Portanto, as pessoas de bem, os cidadãos ordeiros deveriam fazer um grande movimento para que essa vergonha chamada Estatuto do Desarmamento seja revogado.

Ninguém é obrigado a se armar, mas, ao cidadão ordeiro que quisesse, deveria ser permitido. O resto é intrusão indevida e arbitrária de um Estado sufocante na vida das pessoas.

Se você é contra à posse ou ao porte da arma de fogo, a tanto não está obrigado. É uma deliberação sua que deve ser por todos respeitada. Todavia, querer impor a sua conduta aos demais orça pela arrogância, pela impertinência e pelo desrespeito aos que pensam diferentemente.

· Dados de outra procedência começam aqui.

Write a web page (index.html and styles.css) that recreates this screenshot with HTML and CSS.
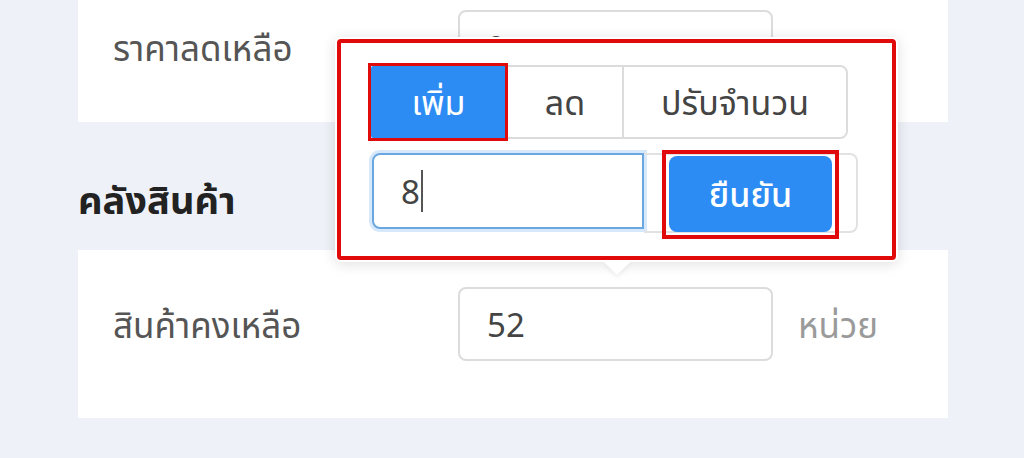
FILE: index.html
```html
<!DOCTYPE html>
<html lang="th">
<head>
<meta charset="utf-8">
<link rel="stylesheet" href="styles.css">
</head>
<body>
<div class="page">
  <section class="card card-top">
    <div class="row">
      <div class="label">ราคาลดเหลือ</div>
      <div class="field">9</div>
    </div>
  </section>

  <h2 class="section-title">คลังสินค้า</h2>

  <section class="card card-stock">
    <div class="row">
      <div class="label">สินค้าคงเหลือ</div>
      <div class="field">52</div>
      <div class="unit">หน่วย</div>
    </div>

    <div class="popover">
      <div class="segment">
        <button class="seg seg-add active">เพิ่ม</button>
        <button class="seg seg-sub">ลด</button>
        <button class="seg seg-set">ปรับจำนวน</button>
      </div>
      <div class="input-group">
        <div class="qty-input">8<span class="caret"></span></div>
        <div class="addon">
          <button class="confirm">ยืนยัน</button>
        </div>
      </div>
    </div>
  </section>
</div>
</body>
</html>
```

FILE: styles.css
```css
* { box-sizing: border-box; }

html, body {
  margin: 0;
  padding: 0;
  background: #eef1f7;
  font-family: "Noto Sans", "Noto Sans Thai", "DejaVu Sans", sans-serif;
  overflow: hidden;
}

.page {
  width: 870px;
  margin-left: 78px;
  height: 458px;
}

.card {
  background: #ffffff;
  padding: 37px 35px;
}

.card-top {
  margin-top: -27px;
  padding-bottom: 38px;
}

.card-stock {
  position: relative;
  padding-bottom: 57px;
}

.row {
  display: flex;
  align-items: center;
  height: 74px;
}

.label {
  width: 345px;
  font-size: 35px;
  color: #555;
  line-height: 1;
}

.field {
  width: 315px;
  height: 74px;
  border: 2px solid #dcdcdc;
  border-radius: 8px;
  display: flex;
  align-items: center;
  padding-left: 27px;
  font-size: 33px;
  color: #444;
}

.unit {
  margin-left: 25px;
  font-size: 35px;
  color: #9a9a9a;
  line-height: 1;
}

.section-title {
  margin: 0;
  height: 128px;
  padding-top: 26px;
  display: flex;
  align-items: center;
  font-size: 38px;
  font-weight: 700;
  color: #222;
  line-height: 1;
}

/* popover */
.popover {
  position: absolute;
  left: 257px;
  top: -213px;
  width: 563px;
  height: 225px;
  background: #fff;
  border-radius: 6px;
  box-shadow: 0 2px 14px rgba(0, 0, 0, 0.13);
  outline: 4px solid #e10a0a;
  outline-offset: -6px;
  padding: 28px 35px 0;
}

.popover::after {
  content: "";
  position: absolute;
  left: 50%;
  bottom: -13px;
  margin-left: -13px;
  border-left: 13px solid transparent;
  border-right: 13px solid transparent;
  border-top: 13px solid #fff;
  filter: drop-shadow(0 3px 2px rgba(0, 0, 0, 0.06));
}

.segment {
  display: flex;
  width: 478px;
  height: 74px;
  border: 2px solid #dcdcdc;
  border-radius: 8px;
}

.seg {
  border: 0;
  background: #fff;
  font-family: inherit;
  font-size: 34px;
  line-height: 1;
  color: #444;
  padding: 0;
}

.seg + .seg { border-left: 2px solid #dcdcdc; }

.seg-add { width: 135px; }
.seg-sub { width: 116px; }
.seg-set { flex: 1; border-radius: 0 7px 7px 0; }

.seg.active {
  position: relative;
  background: #2c8cf4;
  color: #fff;
  margin: -1px 0 -1px -1px;
  border-radius: 2px 0 0 2px;
}

.seg.active::after {
  content: "";
  position: absolute;
  inset: -3px -2px -3px -3px;
  border: 3px solid #e10a0a;
}

.input-group {
  display: flex;
  margin-top: 14px;
  width: 488px;
}

.qty-input {
  width: 272px;
  height: 76px;
  margin-left: 2px;
  border: 2px solid #6aa6df;
  border-radius: 8px 0 0 8px;
  box-shadow: 0 0 0 3px #d7e8fb;
  display: flex;
  align-items: center;
  padding-left: 27px;
  font-size: 33px;
  color: #444;
}

.caret {
  display: inline-block;
  width: 2px;
  height: 42px;
  background: #555;
  margin-left: 1px;
}

.addon {
  flex: 1;
  height: 80px;
  border: 2px solid #e2e2e2;
  border-left: 0;
  border-radius: 0 8px 8px 0;
  padding: 1px 0 0 25px;
}

.confirm {
  position: relative;
  width: 163px;
  height: 76px;
  border: 0;
  border-radius: 8px;
  background: #2c8cf4;
  color: #fff;
  font-family: inherit;
  font-size: 34px;
  line-height: 1;
  font-weight: 500;
}

.confirm::after {
  content: "";
  position: absolute;
  inset: -6px -7px -7px -7px;
  border: 4px solid #e10a0a;
}
```
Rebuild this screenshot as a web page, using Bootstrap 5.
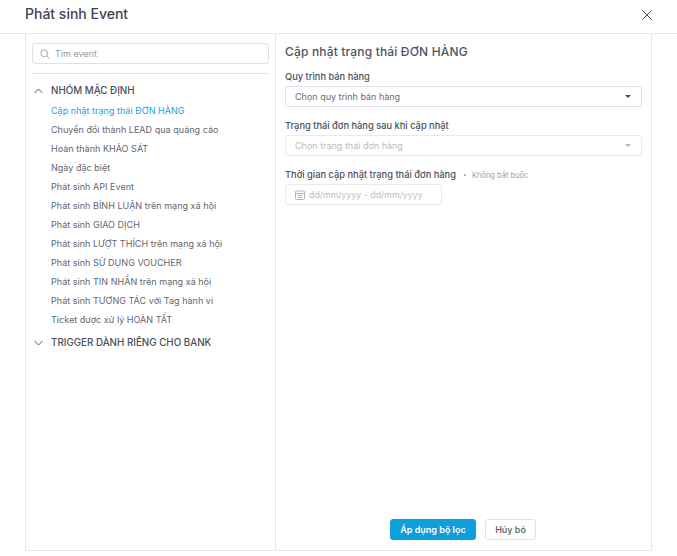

Dispa-se, se assim melhor lhe parece ser, do seu direito natural à legítima defesa e da possibilidade de adquirir os meios que a asseguram, mas tenha a humildade de não querer impor a todos uma particular visão de mundo.

Ponham-se em brios, resistam, brasileiros, exijam o direito de ter os meios para o exercício de um direito natural.

Se o governo em curso quer restaurar a todos, com as precauções legais, o direito de ter uma, merece, pelo menos nesse particular, o apoio de todos que assim pensam.

Ah, e onde está o velho bacamarte?

Continua lá, em alguma parede, aguardando a mão intrépida que restaurará a segurança e a ordem.